Suppose you’re starting to get to know Taylor, a friend you’ve recently met. He or she has just turned 25. To your surprise, discover that he/she has been married for a year.
In what way might it be appropriate to update your model of this person?
Before I suggest an answer, I must start with this: are you wary of the notion of making presumptions about someone just because you found out that he or she married younger than you would have guessed?
I don’t think you should be wary – I think we should be comfortable with the process of working on probable information. And of course taking guesses about this person simply means taking guesses. If you think it’s a bit more likely that they are a kind person, that doesn’t mean you know for sure that they are kind. You just think it’s more likely. Don’t make assumptions, make educated guesses.
(I have other answers why I think you shouldn’t be wary. Maybe they are apparent in other posts.)
But here I want to make a simple point that is easy to forget. We don’t really know anything about anyone. Not for sure, anyway. All that evidence of what they’ve done: what they’ve said, their choice of habits, their facial expressions and tone of voice and posture, tough decisions they have made, is just that – evidence. Everything that you learn about them informs your ability to understand what they are like .
As a quick but important corollary to this point: the more surprised you are to find out that Taylor is married, then the more you learn about Taylor, and the more your model of Taylor ought to change (Bayes theorem). And just the same, the better you know Taylor upon learning this, the more you ought to be surprised: if you have a higher expectation that your model of Taylor is accurate, you’ll be more shocked to find that Taylor is not the bachelor you thought he was!

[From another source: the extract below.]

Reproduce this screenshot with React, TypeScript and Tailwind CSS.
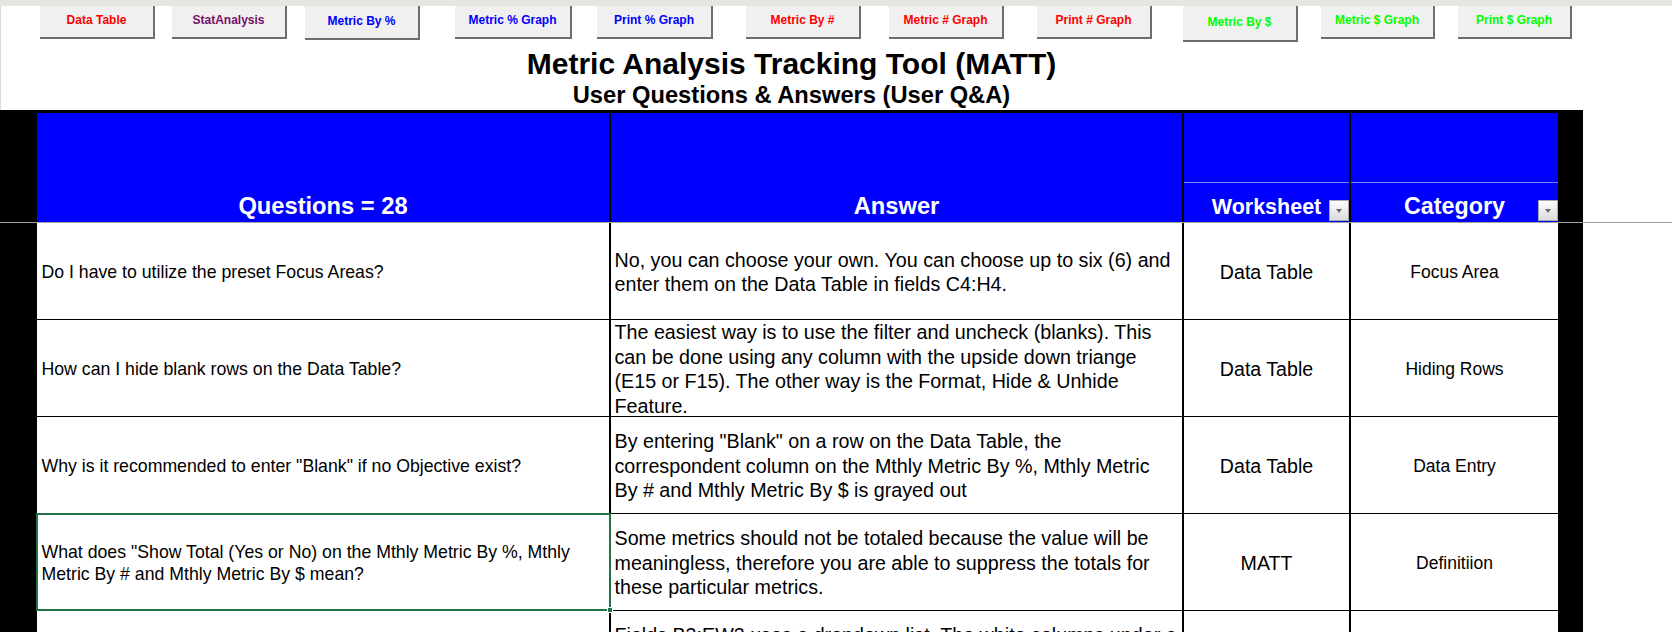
import React from "react";

type Btn = { label: string; cls: string };

const buttons: Btn[] = [
  { label: "Data Table", cls: "ml-[40px] w-[115px] h-[33px] text-[#ff0000]" },
  { label: "StatAnalysis", cls: "ml-[17px] w-[115px] h-[33px] text-[#76106c]" },
  { label: "Metric By %", cls: "ml-[18px] w-[115px] h-[34px] text-[#0000ff]" },
  { label: "Metric % Graph", cls: "ml-[35px] w-[117px] h-[33px] text-[#0000ff]" },
  { label: "Print % Graph", cls: "ml-[25px] w-[116px] h-[33px] text-[#0000ff]" },
  { label: "Metric By #", cls: "ml-[33px] w-[115px] h-[33px] text-[#ff0000]" },
  { label: "Metric # Graph", cls: "ml-[28px] w-[115px] h-[33px] text-[#ff0000]" },
  { label: "Print # Graph", cls: "ml-[33px] w-[115px] h-[33px] text-[#ff0000]" },
  { label: "Metric By $", cls: "ml-[31px] w-[115px] h-[36px] text-[#00ff00]" },
  { label: "Metric $ Graph", cls: "ml-[23px] w-[114px] h-[33px] text-[#00ff00]" },
  { label: "Print $ Graph", cls: "ml-[23px] w-[114px] h-[33px] text-[#00ff00]" },
];

type Row = { q: string[]; a: string[]; ws: string; cat: string; selected?: boolean };

const rows: Row[] = [
  {
    q: ["Do I have to utilize the preset Focus Areas?"],
    a: [
      "No, you can choose your own. You can choose up to six (6) and",
      "enter them on the Data Table in fields C4:H4.",
    ],
    ws: "Data Table",
    cat: "Focus Area",
  },
  {
    q: ["How can I hide blank rows on the Data Table?"],
    a: [
      "The easiest way is to use the filter and uncheck (blanks). This",
      "can be done using any column with the upside down triange",
      "(E15 or F15). The other way is the Format, Hide & Unhide",
      "Feature.",
    ],
    ws: "Data Table",
    cat: "Hiding Rows",
  },
  {
    q: ['Why is it recommended to enter "Blank" if no Objective exist?'],
    a: [
      'By entering "Blank" on a row on the Data Table, the',
      "correspondent column on the Mthly Metric By %, Mthly Metric",
      "By # and Mthly Metric By $ is grayed out",
    ],
    ws: "Data Table",
    cat: "Data Entry",
  },
  {
    q: [
      'What does "Show Total (Yes or No) on the Mthly Metric By %, Mthly',
      "Metric By # and Mthly Metric By $ mean?",
    ],
    a: [
      "Some metrics should not be totaled because the value will be",
      "meaningless, therefore you are able to suppress the totals for",
      "these particular metrics.",
    ],
    ws: "MATT",
    cat: "Definitiion",
    selected: true,
  },
];

const GRID =
  "grid grid-cols-[37px_572px_2px_571px_2px_165px_2px_207px_25px] w-[1583px]";

function Dropdown() {
  return (
    <div className="absolute right-0 bottom-[1px] w-[20px] h-[21px] border border-[#a9a9a9] bg-linear-to-b from-[#fdfdfd] to-[#dcdcdc] flex items-center justify-center">
      <div className="mt-[1px] w-0 h-0 border-l-[3.5px] border-r-[3.5px] border-t-[4px] border-l-transparent border-r-transparent border-t-[#6b6b6b]" />
    </div>
  );
}

export default function App() {
  return (
    <div className="w-[1672px] h-[632px] overflow-hidden bg-white text-black font-['Liberation_Sans',Arial,sans-serif]">
      <div className="h-[6px] bg-[#e6e6e1]" />
      <div className="shadow-[inset_1px_0_0_#d9d9d9] pb-[3px]">
        <div className="flex items-start h-[36px]">
          {buttons.map((b) => (
            <div
              key={b.label}
              className={`${b.cls} shrink-0 flex items-center justify-center pb-[3px] bg-[#f0f0f0] border-r-2 border-b-2 border-[#6e6e6e] text-[12px] font-bold whitespace-nowrap leading-none`}
            >
              {b.label}
            </div>
          ))}
        </div>
        <div className="w-[1583px] mt-[7px] h-[30px] text-center font-bold text-[30px] leading-[30px] whitespace-nowrap">
          Metric Analysis Tracking Tool (MATT)
        </div>
        <div className="w-[1583px] mt-[4px] h-[24px] text-center font-bold text-[23.7px] leading-[24px] whitespace-nowrap">
          User Questions &amp; Answers (User Q&amp;A)
        </div>
      </div>
      <div className="w-[1583px] h-[3px] bg-black" />
      {/* Header */}
      <div className={`${GRID} h-[109px] bg-black`}>
        <div />
        <div className="bg-[#0000ff] flex items-end justify-center pb-[4px]">
          <span className="text-white font-bold text-[23.7px] leading-[24px] whitespace-nowrap">
            Questions = 28
          </span>
        </div>
        <div />
        <div className="bg-[#0000ff] flex items-end justify-center pb-[4px]">
          <span className="text-white font-bold text-[23.7px] leading-[24px]">Answer</span>
        </div>
        <div />
        <div className="bg-[#0000ff] flex flex-col">
          <div className="h-[69px]" />
          <div className="h-px bg-[#6f8cff]" />
          <div className="relative flex-1 flex items-end justify-center pb-[3.5px]">
            <span className="text-white font-bold text-[21.5px] leading-[24px] whitespace-nowrap">
              Worksheet
            </span>
            <Dropdown />
          </div>
        </div>
        <div />
        <div className="bg-[#0000ff] flex flex-col">
          <div className="h-[69px]" />
          <div className="h-px bg-[#6f8cff]" />
          <div className="relative flex-1 flex items-end justify-center pb-[4px]">
            <span className="text-white font-bold text-[23.3px] leading-[24px] whitespace-nowrap">
              Category
            </span>
            <Dropdown />
          </div>
        </div>
        <div />
      </div>
      <div className="h-px bg-[#a3a3a3]" />
      {/* Body rows */}
      {rows.map((r, i) => (
        <div key={i} className={`${GRID} h-[97px] bg-black items-start`}>
          <div />
          <div className="relative h-[96px] bg-white flex items-center pl-[4.5px] pt-[2px]">
            <div className="text-[17.7px] leading-[22.5px] whitespace-nowrap">
              {r.q.map((l, k) => (
                <div key={k}>{l}</div>
              ))}
            </div>
            {r.selected && (
              <div className="absolute -left-[1px] -right-[2px] -top-[1px] -bottom-[1px] border-2 border-[#217346]">
                <div className="absolute -right-[4px] -bottom-[4px] w-[6px] h-[6px] bg-[#217346] border border-white" />
              </div>
            )}
          </div>
          <div />
          <div className="h-[96px] bg-white flex items-center pl-[3.5px] pt-[2px] overflow-hidden">
            <div className="text-[19.7px] leading-[24.5px] whitespace-nowrap">
              {r.a.map((l, k) => (
                <div key={k}>{l}</div>
              ))}
            </div>
          </div>
          <div />
          <div className="h-[96px] bg-white flex items-center justify-center pt-[2px]">
            <span className="text-[19.6px] leading-[24px] whitespace-nowrap">{r.ws}</span>
          </div>
          <div />
          <div className="h-[96px] bg-white flex items-center justify-center pt-[2px]">
            <span className="text-[17.5px] leading-[22px] whitespace-nowrap">{r.cat}</span>
          </div>
          <div />
        </div>
      ))}
      <div className={`${GRID} h-[97px] bg-black items-start`}>
        <div />
        <div className="h-[96px] bg-white" />
        <div />
        <div className="h-[96px] bg-white pl-[3.5px] pt-[12px] overflow-hidden">
          <div className="text-[19.7px] leading-[24.5px] whitespace-nowrap">
            Fields B3:EW3 uses a dropdown list. The white columns under a
          </div>
        </div>
        <div />
        <div className="h-[96px] bg-white" />
        <div />
        <div className="h-[96px] bg-white" />
        <div />
      </div>
    </div>
  );
}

Another big disclaimer on the question at hand. When trying to update your model of Taylor, don’t forget that it is both the things that getting married younger causes, and that with which getting married younger is correlated, that help our understanding of Taylor. Take the trait of kindness for example. Any combination of the following explanatory frameworks is fine:
- Getting married caused Taylor to become more kind.
- Taylor’s kindness, in part, helped him get married.
- Some other factor led in part to Taylor’s kindness and the fact of his marriage.
We’re just trying to guess if Taylor is in fact a kind person. We aren’t asking the question of why Taylor is as kind as he is.
So with those concerns aside I want to take a stab at the question. I suppose that, when I find out that Taylor is married, in roughly the order of highest to lowest amount of updating, I would update towards Taylor being:
- more conscientious and agreeable, defined normally 
- from a religious background
- from a more socially conservative place
- more orderly
- probably many other minor things
Now of course, this is what I might start to suspect only if I don’t know Taylor very well! Perhaps I know other things about Taylor. Perhaps I know that Taylor is a very accomplished competitive gamer, and highly intelligent for that matter. How might it be reasonable to update my model of Taylor now? I think I would consider updating to view Taylor as:
- not a typical gamer (in ways other than being unmarried)
- street-smart, aka talented at pragmatism and compromise
- having multi-faced intelligence
- the type of person I would love to learn more about
That’s it! I was simply curious to lay out, in a slightly more formal manner, a simple case of understanding someone better by learning more about them. I felt writing that out was illuminating.
I’m curious what you might guess about Taylor.
 Or help you to guess “what it is like to be them”. See Dennett for more on folk psychology and how reliable it is. It’s important not to forget that we are often overconfident with our ability to guess what people are thinking and feeling, aka the nefarious Mind Projection Fallacy.